▶ [What you have to do]
Extract the text of every entry below exactly; leave images out.

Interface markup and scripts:
§
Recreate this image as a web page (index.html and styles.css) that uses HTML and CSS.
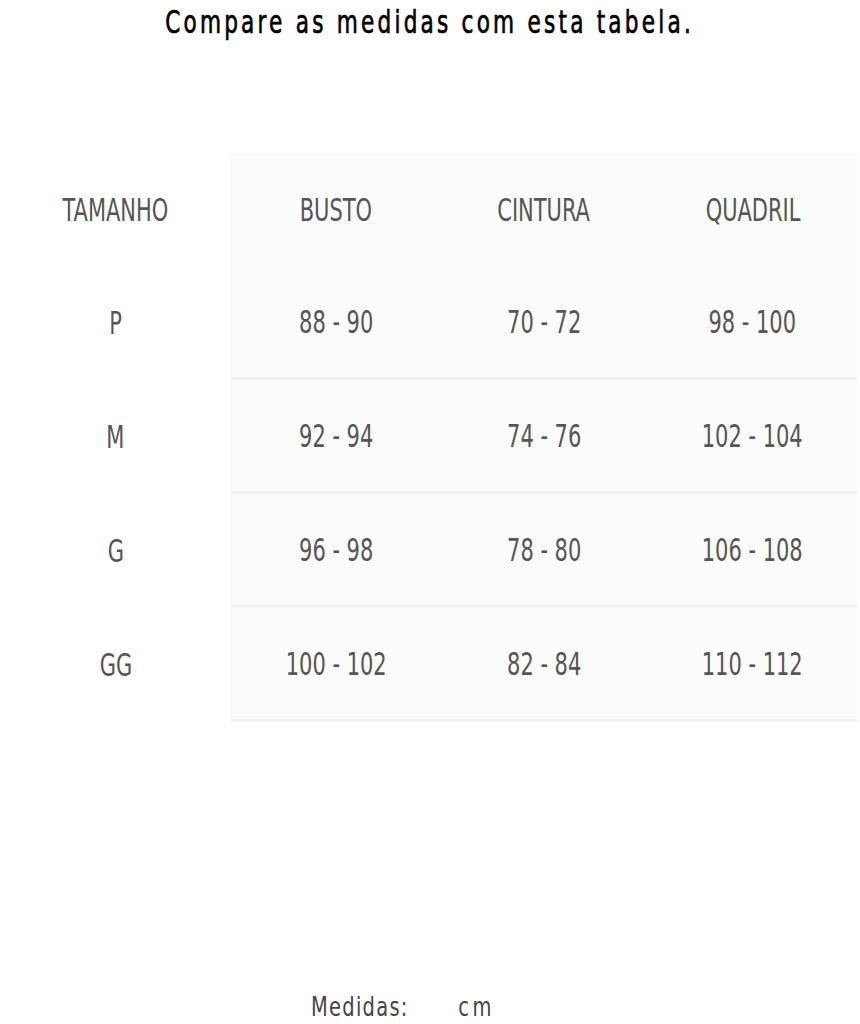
FILE: index.html
```html
<!DOCTYPE html>
<html lang="pt">
<head>
<meta charset="utf-8">
<title>Tabela de medidas</title>
<link rel="stylesheet" href="styles.css">
</head>
<body>
<h1 class="title"><span class="title-text">Compare as medidas com esta tabela.</span></h1>
<div class="size-table">
  <div class="cell head first"><span class="txt">TAMANHO</span></div>
  <div class="cell head shade edge"><span class="txt">BUSTO</span></div>
  <div class="cell head shade"><span class="txt">CINTURA</span></div>
  <div class="cell head shade"><span class="txt">QUADRIL</span></div>

  <div class="cell first"><span class="txt">P</span></div>
  <div class="cell shade row edge"><span class="txt">88 - 90</span></div>
  <div class="cell shade row"><span class="txt">70 - 72</span></div>
  <div class="cell shade row"><span class="txt">98 - 100</span></div>

  <div class="cell first"><span class="txt">M</span></div>
  <div class="cell shade row edge"><span class="txt">92 - 94</span></div>
  <div class="cell shade row"><span class="txt">74 - 76</span></div>
  <div class="cell shade row"><span class="txt">102 - 104</span></div>

  <div class="cell first"><span class="txt">G</span></div>
  <div class="cell shade row edge"><span class="txt">96 - 98</span></div>
  <div class="cell shade row"><span class="txt">78 - 80</span></div>
  <div class="cell shade row"><span class="txt">106 - 108</span></div>

  <div class="cell first"><span class="txt">GG</span></div>
  <div class="cell shade row edge"><span class="txt">100 - 102</span></div>
  <div class="cell shade row"><span class="txt">82 - 84</span></div>
  <div class="cell shade row"><span class="txt">110 - 112</span></div>
</div>
<div class="unit">
  <span class="unit-text"><span class="unit-label">Medidas:</span><span class="unit-value">cm</span></span>
</div>
</body>
</html>
```
FILE: styles.css
```css
html, body {
  margin: 0;
  padding: 0;
  background: #ffffff;
}
body {
  width: 860px;
  height: 1024px;
  overflow: hidden;
  font-family: "DejaVu Sans Condensed", "DejaVu Sans", sans-serif;
  font-stretch: condensed;
}
.title {
  margin: 0;
  padding-top: 2px;
  height: 40px;
  line-height: 40px;
  font-size: 32px;
  font-weight: 400;
  color: #000;
  text-align: center;
}
.title-text {
  display: inline-block;
  white-space: nowrap;
  letter-spacing: 4.3px;
  transform: scaleX(0.75);
  -webkit-text-stroke: 0.7px #000;
}
.size-table {
  margin-top: 112px;
  width: 857px;
  display: grid;
  grid-template-columns: 231px 1fr 1fr 1fr;
  grid-template-rows: 112px repeat(4, 114px);
}
.cell {
  display: flex;
  align-items: center;
  justify-content: center;
  font-size: 31.5px;
  color: #555;
}
.txt {
  display: inline-block;
  white-space: nowrap;
  transform: scaleX(0.74);
}
.shade {
  background: #fbfbfb;
}
.edge {
  border-left: 1px solid #f5f5f5;
}
.row {
  border-bottom: 3px solid #f1f1f1;
}
.unit {
  margin-top: 269px;
  display: flex;
  justify-content: center;
  padding-right: 54px;
  font-size: 27px;
  color: #444;
}
.unit-text {
  display: inline-block;
  white-space: nowrap;
  transform: scaleX(0.8);
  letter-spacing: 1.6px;
}
.unit-value {
  margin-left: 62px;
  letter-spacing: 4.5px;
}
```
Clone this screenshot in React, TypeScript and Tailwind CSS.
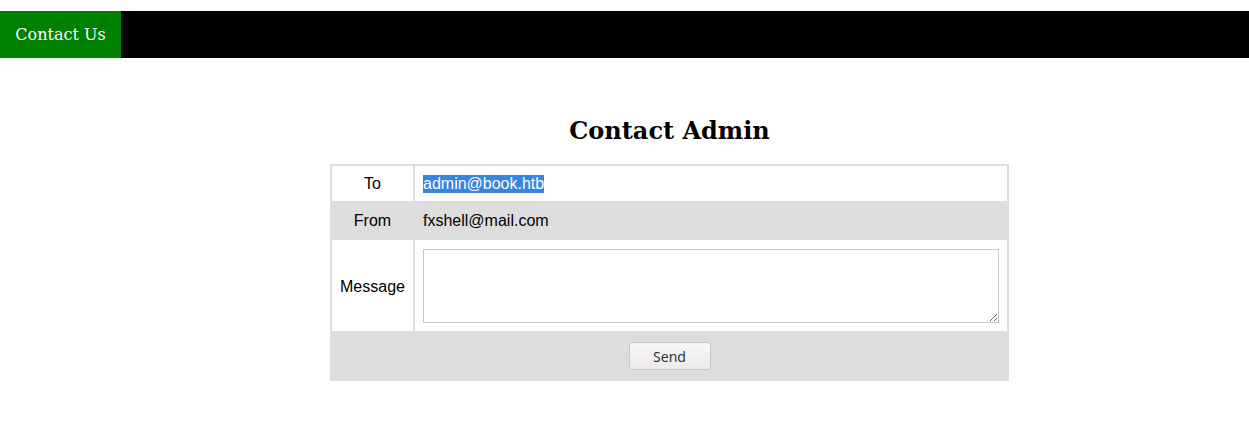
export default function App() {
  return (
    <div className="min-h-screen bg-white font-['Liberation_Sans',Arial,sans-serif] text-black">
      <nav className="mt-[11px] flex h-[47px] bg-black">
        <a className="flex h-full w-[121px] items-center justify-center bg-[#008000] font-['DejaVu_Serif',serif] text-[16px] text-white">
          Contact Us
        </a>
      </nav>

      <div className="ml-[330px] mt-[59px] w-[679px]">
        <h2 className="mb-[19px] text-center font-['DejaVu_Serif',serif] text-[24px] font-bold leading-[28px]">
          Contact Admin
        </h2>

        <div className="grid grid-cols-[81px_1fr] gap-[2px] bg-[#dddddd] p-[2px] text-[16px]">
          <div className="flex h-[35px] items-center justify-center bg-white">To</div>
          <div className="flex h-[35px] items-center bg-white px-2">
            <span className="bg-[#3584e4] leading-[18px] text-white">admin@book.htb</span>
          </div>

          <div className="flex h-[35px] items-center justify-center bg-[#dddddd]">From</div>
          <div className="flex h-[35px] items-center bg-[#dddddd] px-2">fxshell@mail.com</div>

          <div className="flex items-center justify-center bg-white pt-[2px]">Message</div>
          <div className="bg-white px-2 pb-2 pt-[9px]">
            <textarea className="block h-[74px] w-full border border-[#cdc7c2] bg-white outline-none" />
          </div>

          <div className="col-span-2 flex h-[46px] items-center justify-center bg-[#dddddd]">
            <button className="h-[28px] w-[82px] rounded-[3px] border border-[#cdc7c2] bg-gradient-to-b from-[#f8f7f6] to-[#edebe9] font-['Noto_Sans',sans-serif] text-[14px] text-[#2e3436]">
              Send
            </button>
          </div>
        </div>
      </div>
    </div>
  );
}
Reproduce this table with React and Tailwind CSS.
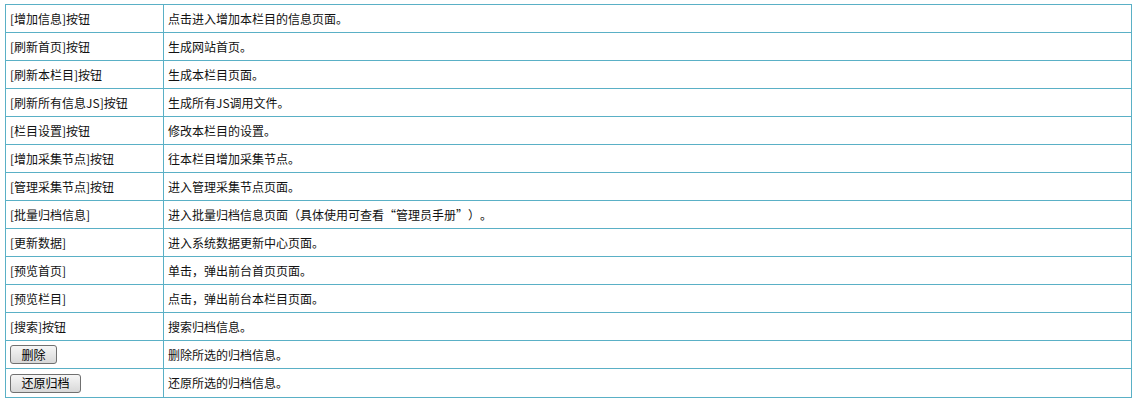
§
▶ [Right answer]
Recreate this image as a web page (index.html and styles.css) that uses HTML and CSS.
FILE: index.html
```html
<!DOCTYPE html>
<html lang="pt">
<head>
<meta charset="utf-8">
<title>Tabela de medidas</title>
<link rel="stylesheet" href="styles.css">
</head>
<body>
<h1 class="title"><span class="title-text">Compare as medidas com esta tabela.</span></h1>
<div class="size-table">
  <div class="cell head first"><span class="txt">TAMANHO</span></div>
  <div class="cell head shade edge"><span class="txt">BUSTO</span></div>
  <div class="cell head shade"><span class="txt">CINTURA</span></div>
  <div class="cell head shade"><span class="txt">QUADRIL</span></div>

  <div class="cell first"><span class="txt">P</span></div>
  <div class="cell shade row edge"><span class="txt">88 - 90</span></div>
  <div class="cell shade row"><span class="txt">70 - 72</span></div>
  <div class="cell shade row"><span class="txt">98 - 100</span></div>

  <div class="cell first"><span class="txt">M</span></div>
  <div class="cell shade row edge"><span class="txt">92 - 94</span></div>
  <div class="cell shade row"><span class="txt">74 - 76</span></div>
  <div class="cell shade row"><span class="txt">102 - 104</span></div>

  <div class="cell first"><span class="txt">G</span></div>
  <div class="cell shade row edge"><span class="txt">96 - 98</span></div>
  <div class="cell shade row"><span class="txt">78 - 80</span></div>
  <div class="cell shade row"><span class="txt">106 - 108</span></div>

  <div class="cell first"><span class="txt">GG</span></div>
  <div class="cell shade row edge"><span class="txt">100 - 102</span></div>
  <div class="cell shade row"><span class="txt">82 - 84</span></div>
  <div class="cell shade row"><span class="txt">110 - 112</span></div>
</div>
<div class="unit">
  <span class="unit-text"><span class="unit-label">Medidas:</span><span class="unit-value">cm</span></span>
</div>
</body>
</html>
```
FILE: styles.css
```css
html, body {
  margin: 0;
  padding: 0;
  background: #ffffff;
}
body {
  width: 860px;
  height: 1024px;
  overflow: hidden;
  font-family: "DejaVu Sans Condensed", "DejaVu Sans", sans-serif;
  font-stretch: condensed;
}
.title {
  margin: 0;
  padding-top: 2px;
  height: 40px;
  line-height: 40px;
  font-size: 32px;
  font-weight: 400;
  color: #000;
  text-align: center;
}
.title-text {
  display: inline-block;
  white-space: nowrap;
  letter-spacing: 4.3px;
  transform: scaleX(0.75);
  -webkit-text-stroke: 0.7px #000;
}
.size-table {
  margin-top: 112px;
  width: 857px;
  display: grid;
  grid-template-columns: 231px 1fr 1fr 1fr;
  grid-template-rows: 112px repeat(4, 114px);
}
.cell {
  display: flex;
  align-items: center;
  justify-content: center;
  font-size: 31.5px;
  color: #555;
}
.txt {
  display: inline-block;
  white-space: nowrap;
  transform: scaleX(0.74);
}
.shade {
  background: #fbfbfb;
}
.edge {
  border-left: 1px solid #f5f5f5;
}
.row {
  border-bottom: 3px solid #f1f1f1;
}
.unit {
  margin-top: 269px;
  display: flex;
  justify-content: center;
  padding-right: 54px;
  font-size: 27px;
  color: #444;
}
.unit-text {
  display: inline-block;
  white-space: nowrap;
  transform: scaleX(0.8);
  letter-spacing: 1.6px;
}
.unit-value {
  margin-left: 62px;
  letter-spacing: 4.5px;
}
```
Clone this screenshot in React, TypeScript and Tailwind CSS.
export default function App() {
  return (
    <div className="min-h-screen bg-white font-['Liberation_Sans',Arial,sans-serif] text-black">
      <nav className="mt-[11px] flex h-[47px] bg-black">
        <a className="flex h-full w-[121px] items-center justify-center bg-[#008000] font-['DejaVu_Serif',serif] text-[16px] text-white">
          Contact Us
        </a>
      </nav>

      <div className="ml-[330px] mt-[59px] w-[679px]">
        <h2 className="mb-[19px] text-center font-['DejaVu_Serif',serif] text-[24px] font-bold leading-[28px]">
          Contact Admin
        </h2>

        <div className="grid grid-cols-[81px_1fr] gap-[2px] bg-[#dddddd] p-[2px] text-[16px]">
          <div className="flex h-[35px] items-center justify-center bg-white">To</div>
          <div className="flex h-[35px] items-center bg-white px-2">
            <span className="bg-[#3584e4] leading-[18px] text-white">admin@book.htb</span>
          </div>

          <div className="flex h-[35px] items-center justify-center bg-[#dddddd]">From</div>
          <div className="flex h-[35px] items-center bg-[#dddddd] px-2">fxshell@mail.com</div>

          <div className="flex items-center justify-center bg-white pt-[2px]">Message</div>
          <div className="bg-white px-2 pb-2 pt-[9px]">
            <textarea className="block h-[74px] w-full border border-[#cdc7c2] bg-white outline-none" />
          </div>

          <div className="col-span-2 flex h-[46px] items-center justify-center bg-[#dddddd]">
            <button className="h-[28px] w-[82px] rounded-[3px] border border-[#cdc7c2] bg-gradient-to-b from-[#f8f7f6] to-[#edebe9] font-['Noto_Sans',sans-serif] text-[14px] text-[#2e3436]">
              Send
            </button>
          </div>
        </div>
      </div>
    </div>
  );
}
Reproduce this table with React and Tailwind CSS.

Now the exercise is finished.